Der Fall von Ramush Xhuli (43) schlägt Wellen. Gestern berichtete BLICK vom Rauswurf des Teamleiters der Inventurfirma Ivalis aus Kriens LU. Er hatte sich bei der Inventur im Obi Winterthur ZH dafür starkgemacht, dass seine 30 Kollegen nach vier Stunden Arbeit eine Pause machen konnten.
Jetzt kommt heraus: Der Eklat im Obi-Baumarkt hat noch einen weiteren Ivalis-Mann den Job gekostet. Wie Xhuli wurde auch er entlassen. Nach der Berichterstattung meldeten sich weitere Betroffene.
Anfang Januar mussten Ivalis-Angestellte bei Inventuren in drei Westschweizer Hornbach-Filialen massive Überstunden leisten. Auch hier kam es zu Protesten wegen der Pausen. Sie klagen an: Die Ivalis-Kader wollten höchstens 15 statt 30 Minuten bewilligen. Die Inventur-Angestelllten gingen geschlossen in die Pause. Die Folge: Ein Ivalis-Mann wurde fristlos entlassen, ein anderer musste kurz darauf gehen.
«Die üblichen Arbeitszeiten wurden an drei Tagen überschritten»
Frédéric Marchal, CEO der französischen Ivalis-Gruppe, der zurzeit interimistisch die Schweizer Niederlassung führt, gibt zu: «Wir hatten bei den ersten Inventuren für Hornbach gewisse Schwierigkeiten. Die üblichen Arbeitszeiten wurden an drei Tagen überschritten.» Es sei den Angestellten aber freigestellt gewesen, den Arbeitsplatz nach der normalen Arbeitszeit zu verlassen. Dass es bei der Hornbach-Inventur zu Entlassungen von Ivalis-Leuten gekommen sei, bestreitet er.
Die Hornbach-Zentrale in Deutschland interveniert umgehend. «Wir prüfen die Vorwürfe genau und haben Ivalis um eine schriftliche Stellungnahme gebeten», sagt Sprecher Florian Preuss. Verstösse gegen Schweizer Recht oder vertragliche Richtlinien werde man nicht tolerieren.
BLICK konnte mit einem Dutzend Ivalis-Mitarbeitern sprechen. Danai Steger (20): «Der Druck ist enorm. Das geht so weit, dass viele nichts mehr trinken, um nicht aufs WC gehen zu müssen und so Zeit zu verlieren.» Die Mitarbeiter hätten Angst, die Vorgaben nicht zu erfüllen und den Job zu verlieren. Steger hat zwei Jahre für Ivalis gearbeitet. Dann konnte sie nicht mehr.

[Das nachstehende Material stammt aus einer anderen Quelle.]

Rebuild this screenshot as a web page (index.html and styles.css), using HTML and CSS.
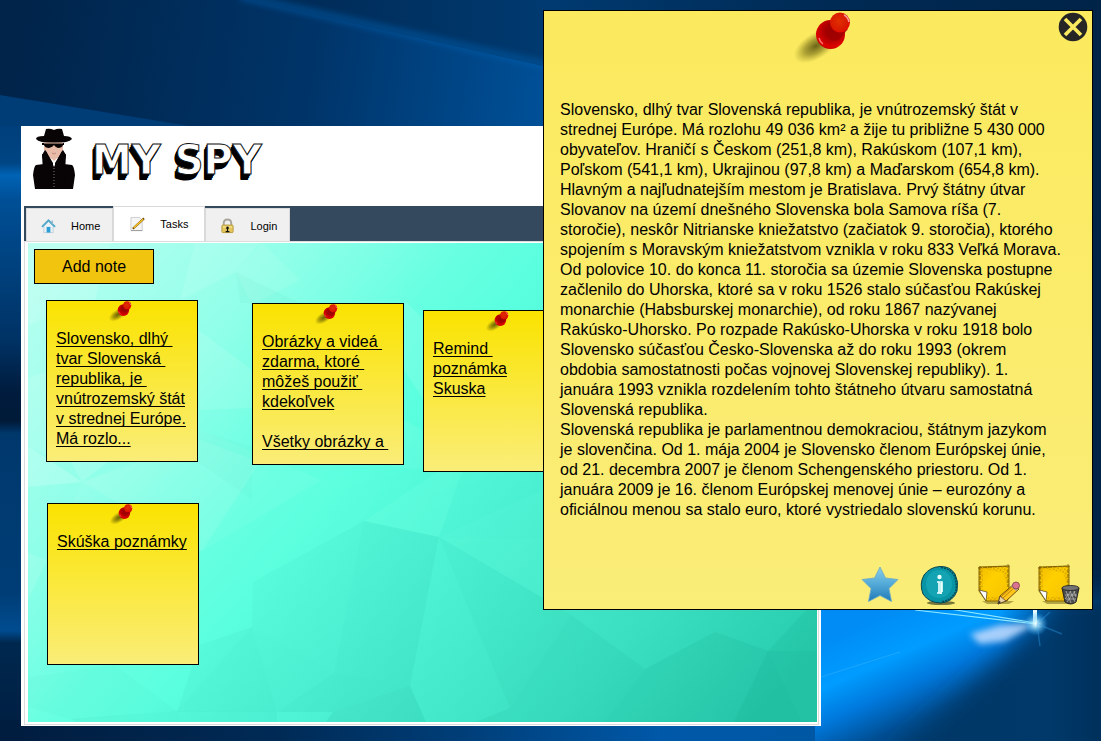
FILE: index.html
```html
<!DOCTYPE html>
<html lang="sk">
<head>
<meta charset="utf-8">
<title>My Spy</title>
<link rel="stylesheet" href="styles.css">
</head>
<body class="desktop">

<svg class="defs" width="0" height="0" aria-hidden="true">
  <defs>
    <radialGradient id="pinCap" cx="45%" cy="45%" r="60%"><stop offset="0" stop-color="#e03000"/><stop offset=".7" stop-color="#d91a00"/><stop offset="1" stop-color="#ee0000"/></radialGradient>
    <radialGradient id="pinBase" cx="55%" cy="38%" r="65%"><stop offset="0" stop-color="#8c0000"/><stop offset=".45" stop-color="#b00000"/><stop offset=".85" stop-color="#e00000"/><stop offset="1" stop-color="#c00000"/></radialGradient>
    <radialGradient id="pinShade"><stop offset="0" stop-color="#3c3800" stop-opacity=".75"/><stop offset=".5" stop-color="#4c4600" stop-opacity=".45"/><stop offset="1" stop-color="#6c6400" stop-opacity="0"/></radialGradient>
    <symbol id="pin" viewBox="0 0 60 52">
      <ellipse cx="24" cy="34" rx="25" ry="13" transform="rotate(-32 24 34)" fill="url(#pinShade)"/>
      <circle cx="38.500" cy="22.500" r="14.500" fill="url(#pinBase)"/>
      <path d="M34 23 38 9 56 17 47 28Q39 31 34 23Z" fill="#a00000" opacity=".8"/>
      <circle cx="48" cy="10.500" r="10" fill="url(#pinCap)"/>
      <path d="M52 3q4 2 5 7" fill="none" stroke="#ff9a9a" stroke-width="1.500"/>
      <path d="M27 26q1 4 4 6" fill="none" stroke="#ff7070" stroke-width="1.500"/>
    </symbol>
    <linearGradient id="sheet" x1="0" y1="0" x2="1" y2="1"><stop offset="0" stop-color="#f0ba00"/><stop offset=".4" stop-color="#ffd000"/><stop offset="1" stop-color="#f4c000"/></linearGradient>
    <pattern id="hatch" width="3" height="3" patternUnits="userSpaceOnUse" patternTransform="rotate(35)"><path d="M0 1H2" stroke="#a87800" stroke-width="1"/></pattern>
    <symbol id="stickySheet" viewBox="0 0 42 42">
      <path d="M4 37h32l-5 3H9Z" fill="#6b5d10" opacity=".5"/>
      <path d="M1 3 31 2 31 33 29 37H8L1 27Z" fill="url(#sheet)" stroke="#8a6900" stroke-width="1"/>
      <path d="M1 3 31 2V26L25 9Z" fill="url(#hatch)" opacity=".75"/>
      <path d="M1 3h4v24H1ZM10 33h18v4H9Z" fill="url(#hatch)" opacity=".7"/>
      <path d="M0 4 32 2M2 2V27M30 0V23" stroke="#70550a" stroke-width=".7" stroke-dasharray="4 1"/>
      <path d="M1 26 9 28 8 37Z" fill="#fff" stroke="#5f5122" stroke-width=".8"/>
    </symbol>
  </defs>
</svg>

<svg class="wallpaper" viewBox="0 0 1101 741" preserveAspectRatio="none" aria-hidden="true">
  <defs>
    <linearGradient id="base" x1="0" y1="0" x2="1" y2="0"><stop offset="0" stop-color="#001f44"/><stop offset=".12" stop-color="#00274f"/><stop offset=".25" stop-color="#002a55"/><stop offset=".5" stop-color="#003a70"/><stop offset=".75" stop-color="#002a54"/><stop offset="1" stop-color="#002448"/></linearGradient>
    <linearGradient id="band" gradientUnits="userSpaceOnUse" x1="20" y1="40" x2="543" y2="120"><stop offset="0" stop-color="#00244a"/><stop offset=".55" stop-color="#003468"/><stop offset="1" stop-color="#005098"/></linearGradient>
    <linearGradient id="leftStrip" x1="0" y1="0" x2="0" y2="1"><stop offset="0" stop-color="#003f7b"/><stop offset=".06" stop-color="#004584"/><stop offset=".08" stop-color="#0063b5"/><stop offset=".12" stop-color="#004f96"/><stop offset=".35" stop-color="#003264"/><stop offset=".43" stop-color="#001c3e"/><stop offset=".48" stop-color="#001a38"/><stop offset=".5" stop-color="#00386c"/><stop offset=".76" stop-color="#003d76"/><stop offset=".82" stop-color="#004c90"/><stop offset=".84" stop-color="#00284f"/><stop offset="1" stop-color="#001d40"/></linearGradient>
    <linearGradient id="floor" x1="0" y1="0" x2="1" y2="0"><stop offset="0" stop-color="#001c3e"/><stop offset=".25" stop-color="#002a55"/><stop offset=".42" stop-color="#003e78"/><stop offset=".6" stop-color="#0058a8"/><stop offset=".75" stop-color="#0058a4"/><stop offset=".88" stop-color="#004078"/><stop offset="1" stop-color="#002850"/></linearGradient>
    <linearGradient id="glow" gradientUnits="userSpaceOnUse" x1="890" y1="610" x2="950" y2="745"><stop offset="0" stop-color="#008cf4"/><stop offset=".3" stop-color="#009cff"/><stop offset=".52" stop-color="#0078dc"/><stop offset=".75" stop-color="#004f94"/><stop offset="1" stop-color="#003666"/></linearGradient>
    <radialGradient id="spark"><stop offset="0" stop-color="#fff"/><stop offset=".2" stop-color="#c8f4ff" stop-opacity=".9"/><stop offset="1" stop-color="#20a8ff" stop-opacity="0"/></radialGradient>
    <linearGradient id="rightDark" x1="0" y1="0" x2="1" y2="0"><stop offset="0" stop-color="#003a72" stop-opacity="0"/><stop offset=".5" stop-color="#003a6c"/><stop offset="1" stop-color="#00284f"/></linearGradient>
    <filter id="soft" x="-30%" y="-50%" width="160%" height="200%"><feGaussianBlur stdDeviation="13"/></filter>
    <filter id="soft2" x="-20%" y="-50%" width="140%" height="200%"><feGaussianBlur stdDeviation="3"/></filter>
  </defs>
  <rect width="1101" height="741" fill="url(#base)"/>
  <path d="M0 95 190 126H560V70L250 0 0 -20Z" fill="url(#band)"/>
  <path d="M240 -4 400 32 560 68" fill="none" stroke="#0060b0" stroke-width="8" opacity=".5" filter="url(#soft2)"/>
  <path d="M0 95 190 126V140H0Z" fill="#003c76"/>
  <rect y="126" width="22" height="615" fill="url(#leftStrip)"/>
  <rect y="720" width="1101" height="21" fill="url(#floor)"/>
  <path d="M815 600H1101V741H815Z" fill="url(#glow)"/>
  <path d="M1044 622 985 675 890 760H1140V590H1055Z" fill="#003868" filter="url(#soft)"/>
  <path d="M1000 600H1101V741H1000Z" fill="url(#rightDark)" opacity=".5"/>
  <path d="M1037 623 1000 625 970 634 980 644 1005 641Z" fill="#c5ddff" opacity=".85" filter="url(#soft2)"/>
  <path d="M915 610 1036 624M950 609 1036 623" stroke="#8de8ff" stroke-width="1.200"/>
  <path d="M821 677 900 652" stroke="#48b8ff" stroke-width="1" opacity=".4"/>
  <path d="M1033 608H1037V624H1033Z" fill="#e8fcff"/>
  <circle cx="1036" cy="624" r="12" fill="url(#spark)"/>
  <path d="M1037 624 1040 646M1037 624 1062 634M1037 624 1050 612" stroke="#36a5f0" stroke-width="1.500" opacity=".35"/>
</svg>

<main class="window">
  <header class="brand">
    <svg class="spy" viewBox="0 0 44 62" aria-hidden="true">
      <path d="M12 12H31L31 22 29 28 22 32 14 28 12 22Z" fill="#e8bca8"/>
      <path d="M14 1Q18 0 22 2 26 0 30 1L32 8Q39 8 40 11 37 15 22 15 7 15 4 11 4 8 12 8Z" fill="#080305"/>
      <path d="M10 15H32V17H31Q30 20 26 20 23 19 22 17 21 19 17 20 13 20 12 17H10Z" fill="#080305"/>
      <path d="M12 15H31" stroke="#e8bca8" stroke-width="1"/>
      <path d="M14 22 22 39 30 22 34 27 32 36 40 37Q42 38 43 47L41 61H3L1 47Q2 38 4 37L12 36 10 27Z" fill="#080305"/>
      <path d="M13 21H31L27 28 22 33 17 28Z" fill="#e8bca8"/>
      <path d="M20 25 22 26 24 25" fill="none" stroke="#c08878" stroke-width="1"/>
      <path d="M13 22 21 35V60H12L10 27ZM31 22 23 35V60H32L34 27Z" fill="#080305"/>
      <path d="M22 37V61" stroke="#aaa" stroke-width=".7" stroke-dasharray="1 2"/>
    </svg>
    <h1 class="logo">MY SPY</h1>
  </header>

  <nav class="tabs">
    <button class="tab" type="button">
      <svg class="tab-icon" viewBox="0 0 16 16" aria-hidden="true"><path d="M3 8V15H13V8L8 3Z" fill="#e9f1f7" stroke="#b7c7d4" stroke-width=".8"/><path d="M1 9 8 2 15 9" fill="none" stroke="#53a9c9" stroke-width="2"/><path d="M12 2V6" stroke="#8db8ca" stroke-width="1.500"/><rect x="6" y="9" width="4" height="6" fill="#2b9fd5"/></svg>
      <span>Home</span>
    </button>
    <button class="tab tab-active" type="button">
      <svg class="tab-icon" viewBox="0 0 16 16" aria-hidden="true"><path d="M1 1H10L13 4V15H1Z" fill="#f5f5f5" stroke="#ccc"/><path d="M1 15H13" stroke="#999"/><path d="M3 13 15 2" stroke="#765000" stroke-width="2.200"/><path d="M4 12 14 3" stroke="#ffc72e" stroke-width="1.500"/></svg>
      <span>Tasks</span>
    </button>
    <button class="tab" type="button">
      <svg class="tab-icon" viewBox="0 0 16 16" aria-hidden="true"><path d="M4 8V5Q4 1 8 1T12 5V8" fill="none" stroke="#aaa59a" stroke-width="2"/><rect x="2" y="7" width="12" height="8" rx="1" fill="#e3c65c" stroke="#b99a3c"/><path d="M3 9H13" stroke="#fff0a2"/><circle cx="8" cy="10" r="1.400" fill="#111"/><path d="M8 10V14M6 14H10" stroke="#111" stroke-width="1.200"/></svg>
      <span>Login</span>
    </button>
  </nav>

  <section class="panel">
    <div class="board">
      <svg class="facets" viewBox="28 243 789 479" preserveAspectRatio="none" aria-hidden="true">
        <defs>
          <linearGradient id="teal" gradientUnits="userSpaceOnUse" x1="100" y1="220" x2="720" y2="760"><stop offset="0" stop-color="#b4fff0"/><stop offset=".2" stop-color="#90ffe9"/><stop offset=".36" stop-color="#66ffe1"/><stop offset=".44" stop-color="#5affdf"/><stop offset=".6" stop-color="#4cf1d3"/><stop offset=".82" stop-color="#39dfc0"/><stop offset="1" stop-color="#28ccae"/></linearGradient>
        </defs>
        <rect x="28" y="243" width="789" height="479" fill="url(#teal)"/>
        <g fill="#fff">
          <path d="M28 243H110L95 300 28 325Z" opacity=".12"/>
          <path d="M195 243H260L236 272 180 300Z" opacity=".1"/>
          <path d="M236 272 262 243 300 280 252 305Z" opacity=".08"/>
          <path d="M28 378 46 372V455L28 446Z" opacity=".1"/>
          <path d="M28 446 82 482 28 487Z" opacity=".18"/>
          <path d="M82 482 200 430 322 480 202 551 47 560Z" opacity=".05"/>
          <path d="M82 482 70 460H110Z" opacity=".12"/>
          <path d="M198 330 252 370V408L200 410Z" opacity=".1"/>
          <path d="M260 462 202 551 82 482 200 440Z" opacity=".08"/>
          <path d="M404 300 424 320V400L404 370Z" opacity=".1"/>
          <path d="M404 420 500 472H440L390 466Z" opacity=".06"/>
          <path d="M28 553 47 560 28 600Z" opacity=".1"/>
        </g>
        <g fill="#047c68">
          <path d="M236 272 300 303H240Z" opacity=".03"/>
          <path d="M198 430 252 447V500L198 462Z" opacity=".02"/>
          <path d="M253 582 364 521 334 673Z" opacity=".03"/>
          <path d="M364 521 439 537 410 686 334 673Z" opacity=".05"/>
          <path d="M252 627 334 673 277 712H177L199 645Z" opacity=".04"/>
          <path d="M252 627 277 712 177 711Z" opacity=".02"/>
          <path d="M253 582 334 673 252 627Z" opacity=".03"/>
          <path d="M28 677 115 665 177 711 72 720 28 707Z" opacity=".02"/>
          <path d="M72 719 177 711 180 722H75Z" opacity=".05"/>
          <path d="M177 711 277 712V722H180Z" opacity=".04"/>
          <path d="M334 673 410 686 333 712H277Z" opacity=".06"/>
          <path d="M333 712 410 686 426 722H326Z" opacity=".09"/>
          <path d="M439 537 571 615 510 708Z" opacity=".03"/>
          <path d="M510 708 571 615 583 722H475Z" opacity=".05"/>
          <path d="M571 615 645 669 604 722H583Z" opacity=".05"/>
          <path d="M645 669 715 632 717 722H604Z" opacity=".08"/>
          <path d="M715 632 768 651 734 722H717Z" opacity=".08"/>
          <path d="M768 651H817V722H734Z" opacity=".12"/>
          <path d="M768 651 802 722H734Z" opacity=".02"/>
          <path d="M768 651 807 609H817V651Z" opacity=".07"/>
        </g>
        <g fill="#68ffe0">
          <path d="M439 537 543 490V538Z" opacity=".12"/>
          <path d="M439 537 543 538V598Z" opacity=".18"/>
          <path d="M364 521 470 450 439 537Z" opacity=".35"/>
          <path d="M253 582 322 480 390 466 364 521Z" opacity=".15"/>
        </g>
      </svg>

      <button class="add" type="button">Add note</button>

      <article class="note note-a">
        <svg class="note-pin" aria-hidden="true"><use href="#pin"/></svg>
        <a class="note-link" href="#detail">Slovensko, dlhý 
tvar Slovenská 
republika, je 
vnútrozemský štát
v strednej Európe.
Má rozlo...</a>
      </article>
      <article class="note note-b">
        <svg class="note-pin" aria-hidden="true"><use href="#pin"/></svg>
        <a class="note-link" href="#detail">Obrázky a videá 
zdarma, ktoré 
môžeš použiť 
kdekoľvek

Všetky obrázky a </a>
      </article>
      <article class="note note-c">
        <svg class="note-pin" aria-hidden="true"><use href="#pin"/></svg>
        <a class="note-link" href="#detail">Remind 
poznámka
Skuska</a>
      </article>
      <article class="note note-d">
        <svg class="note-pin" aria-hidden="true"><use href="#pin"/></svg>
        <a class="note-link" href="#detail">Skúška poznámky</a>
      </article>
    </div>
  </section>
</main>

<aside class="detail" id="detail">
  <svg class="detail-pin" aria-hidden="true"><use href="#pin"/></svg>
  <button class="close" type="button" aria-label="Close">
    <svg class="close-icon" viewBox="0 0 30 30" aria-hidden="true"><circle cx="15" cy="15" r="14.300" fill="#252525"/><path d="M7 7 23 23M23 7 7 23" stroke="#faea60" stroke-width="3.600"/></svg>
  </button>
  <p class="detail-text">Slovensko, dlhý tvar Slovenská republika, je vnútrozemský štát v
strednej Európe. Má rozlohu 49 036 km² a žije tu približne 5 430 000
obyvateľov. Hraničí s Českom (251,8 km), Rakúskom (107,1 km),
Poľskom (541,1 km), Ukrajinou (97,8 km) a Maďarskom (654,8 km).
Hlavným a najľudnatejším mestom je Bratislava. Prvý štátny útvar
Slovanov na území dnešného Slovenska bola Samova ríša (7.
storočie), neskôr Nitrianske kniežatstvo (začiatok 9. storočia), ktorého
spojením s Moravským kniežatstvom vznikla v roku 833 Veľká Morava.
Od polovice 10. do konca 11. storočia sa územie Slovenska postupne
začlenilo do Uhorska, ktoré sa v roku 1526 stalo súčasťou Rakúskej
monarchie (Habsburskej monarchie), od roku 1867 nazývanej
Rakúsko-Uhorsko. Po rozpade Rakúsko-Uhorska v roku 1918 bolo
Slovensko súčasťou Česko-Slovenska až do roku 1993 (okrem
obdobia samostatnosti počas vojnovej Slovenskej republiky). 1.
januára 1993 vznikla rozdelením tohto štátneho útvaru samostatná
Slovenská republika.
Slovenská republika je parlamentnou demokraciou, štátnym jazykom
je slovenčina. Od 1. mája 2004 je Slovensko členom Európskej únie,
od 21. decembra 2007 je členom Schengenského priestoru. Od 1.
januára 2009 je 16. členom Európskej menovej únie – eurozóny a
oficiálnou menou sa stalo euro, ktoré vystriedalo slovenskú korunu.</p>
  <footer class="actions">
    <button class="action" type="button" aria-label="Favourite">
      <svg class="action-icon" viewBox="0 0 42 42" aria-hidden="true"><defs><linearGradient id="starFill" x1="0" y1="0" x2="0" y2="1"><stop offset="0" stop-color="#8acbe8"/><stop offset=".45" stop-color="#58aeda"/><stop offset="1" stop-color="#1f78b8"/></linearGradient></defs><path d="M22 3 27.500 14 40 15.500 31 24.500 33.500 37.500 22 31.500 10.500 37.500 13 24.500 4 15.500 16.500 14Z" fill="url(#starFill)" stroke="#6ba9c4" stroke-width=".8" stroke-linejoin="round"/></svg>
    </button>
    <button class="action" type="button" aria-label="Information">
      <svg class="action-icon" viewBox="0 0 42 42" aria-hidden="true"><ellipse cx="23" cy="39" rx="14" ry="2" fill="#3e4420" opacity=".7"/><path d="M22 2.500Q32 2 37 10 41 18 39 27 35 38 23 39 11 39 5 30 1 20 6 11 12 3 22 2.500Z" fill="#0794a4" stroke="#0a4650" stroke-width="1"/><path d="M23 3.500Q31 4 36 11 39 18 38 27 34 36 23 38" fill="none" stroke="#064b56" stroke-width="1.500" stroke-dasharray="2 1"/><ellipse cx="21" cy="20" rx="13" ry="14" fill="#22b2c0" opacity=".5"/><circle cx="21.500" cy="13" r="2.200" fill="#e8ffff"/><path d="M19 18H24V28M21 18V29M23 19V30M19 29H24" stroke="#e8ffff" stroke-width="1.700" fill="none"/></svg>
    </button>
    <button class="action" type="button" aria-label="Edit note">
      <svg class="action-icon" viewBox="0 0 42 42" aria-hidden="true"><use href="#stickySheet"/><path d="M20 40 22 32 36 20 41 25 28 37Z" fill="#ffc51b" stroke="#74500a" stroke-width="1"/><path d="M24 35 38 22M23 33 36 21" stroke="#a96e00" stroke-width=".8"/><path d="M20 40 22 32 28 37Z" fill="#ead3a0" stroke="#54432c" stroke-width=".8"/><path d="M20 40 21 37 23 38Z" fill="#222"/><path d="M33 22 36 19 41 24 38 27Z" fill="#aaa"/><circle cx="38" cy="21.500" r="3.500" fill="#da7590" stroke="#7d384c" stroke-width=".8"/></svg>
    </button>
    <button class="action" type="button" aria-label="Delete note">
      <svg class="action-icon" viewBox="0 0 42 42" aria-hidden="true"><use href="#stickySheet"/><path d="M24 24 27 38Q33 42 38 38L41 24Z" fill="#4b4b4b" stroke="#222" stroke-width="1"/><path d="M28 27 33 39M32 27 37 38M36 27 38 33M37 27 29 38M33 27 27 35M27 31H39M28 35H38" stroke="#b5b5b5" stroke-width=".8"/><ellipse cx="32.500" cy="24" rx="8.500" ry="2.500" fill="#747474" stroke="#303030" stroke-width="1"/></svg>
    </button>
  </footer>
</aside>

</body>
</html>
```

FILE: styles.css
```css
* { box-sizing: border-box; }

.desktop {
  position: relative;
  margin: 0;
  min-height: 100vh;
  overflow: hidden;
  background: #00284f;
  color: #000;
  font-family: "Liberation Sans", Arial, sans-serif;
  font-size: 16px;
  line-height: 20px;
}

.defs { position: absolute; }

.wallpaper {
  position: absolute;
  inset: 0;
  width: 100%;
  height: 100%;
}

button {
  margin: 0;
  padding: 0;
  border: 0;
  background: none;
  color: inherit;
  font: inherit;
  cursor: pointer;
}

/* Main window */
.window {
  position: absolute;
  left: 21px;
  top: 126px;
  display: flex;
  flex-direction: column;
  width: 800px;
  min-height: 600px;
  padding: 0 2px 1px 3px;
  background: #fff;
}

.brand {
  display: flex;
  align-items: flex-start;
  gap: 16px;
  height: 80px;
  padding: 2px 0 0 8px;
}

.spy {
  width: 44px;
  height: 62px;
}

.logo {
  margin: 6px 0 0;
  color: #fff;
  font-family: "DejaVu Sans", sans-serif;
  font-size: 40px;
  font-weight: bold;
  line-height: 52px;
  -webkit-text-stroke: 1px #111;
  text-shadow: -1px 1px 0 #000, -1px 2px 0 #000, -2px 3px 0 #000, -2px 4px 0 #000, -3px 5px 0 #000, -3px 6px 0 #000;
}

.tabs {
  display: flex;
  align-items: flex-end;
  height: 35px;
  padding-left: 2px;
  background: #34495e;
}

.tab {
  display: flex;
  align-items: center;
  gap: 15px;
  height: 33px;
  padding: 2px 12px 0 14px;
  border: 1px solid #d9d9d9;
  border-bottom: 0;
  background: #f0f0f0;
  font-size: 11px;
  line-height: 16px;
}

.tab-active {
  height: 35px;
  padding: 0 16px;
  background: #fff;
}

.tab-icon {
  width: 15px;
  height: 16px;
}

.panel {
  display: flex;
  flex: 1;
  padding: 1px 1px 2px 3px;
  border: 1px solid #dcdcdc;
}

.board {
  position: relative;
  flex: 1;
  padding: 6px;
}

.facets {
  position: absolute;
  inset: 0;
  width: 100%;
  height: 100%;
}

.add {
  position: relative;
  width: 120px;
  height: 35px;
  border: 1px solid #000;
  background: #f1c40f;
}

/* Notes pinned on the board */
.note {
  position: absolute;
  width: 152px;
  height: 162px;
  padding: 0 9px;
  overflow: hidden;
  border: 1px solid #000;
  background: linear-gradient(#fae300, #faed78);
}

.note-a { left: 18px; top: 57px; }
.note-b { left: 224px; top: 60px; }
.note-c { left: 395px; top: 67px; }
.note-d { left: 19px; top: 260px; }

.note-pin {
  display: block;
  width: 24px;
  height: 21px;
  margin: 0 0 7px 52px;
}

.note-link {
  display: block;
  color: #000;
  white-space: pre;
  text-decoration: underline;
  text-decoration-thickness: 1px;
  text-decoration-skip-ink: none;
  text-underline-offset: 2px;
}

/* Opened note */
.detail {
  position: absolute;
  right: 8px;
  top: 10px;
  display: flex;
  flex-direction: column;
  width: 550px;
  min-height: 600px;
  padding: 1px 12px 3px 16px;
  border: 1px solid #000;
  background: linear-gradient(#fbea5e, #faed78);
}

.detail-pin {
  width: 60px;
  height: 52px;
  margin: 0 0 36px 232px;
}

.close {
  position: absolute;
  top: 1px;
  right: 4px;
  width: 30px;
  height: 30px;
}

.close-icon {
  display: block;
  width: 30px;
  height: 30px;
}

.detail-text {
  margin: 0;
  white-space: pre;
}

.actions {
  display: flex;
  justify-content: flex-end;
  gap: 18px;
  margin-top: auto;
}

.action {
  width: 42px;
  height: 42px;
}

.action-icon {
  display: block;
  width: 42px;
  height: 42px;
}
```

Die Vorgaben von Ivalis seien brutal. Pro Stunde müsse man 1100 Artikel scannen. «Vor einem halben Jahr waren es noch 700», sagt sie. Wer das nicht schaffe, werde verwarnt – und danach auf die Strasse gestellt.
«Ich habe fast kein Privatleben mehr»
Marlies Sabani (68) arbeitet seit 2015 für Ivalis. Auf Abruf. Sie bessert sich so die AHV auf. Und beklagt sich: «Oft erfahren wir erst am Dienstag, dass wir Donnerstag und Freitag im Wallis eingesetzt werden.» Arzttermine zum Beispiel könne man so nicht planen. «Ich habe fast kein Privatleben mehr», sagt die Rentnerin weiter, die für einen Stundenlohn von 24 Franken brutto arbeitet.
CEO Marchal gesteht ein, dass man in der Schweiz bei der Übernahme der früheren Sigma (heute Ivalis) eine Situation angetroffen habe, die nicht den ethischen Grundsätzen der französischen Gruppe entspreche. «Bei der Planung einer Inventur streben wir eine Arbeitszeit von acht Stunden an», sagt er.
Mit Kunden wie Obi oder Hornbach plane man die Einsätze Monate im Voraus. Die Angestellten hätten Einsicht in diese Planung. «Sie wissen also bereits Wochen zuvor, wann sie arbeiten», sagt der Franzose. Die Existenz einer Quote von 1100 Artikeln pro Stunde bestreitet er vehement. «Wir machen Ziele ab mit unseren Leuten. Wenn sie diese übertreffen, bekommen sie sogar einen Bonus», sagt Marchal.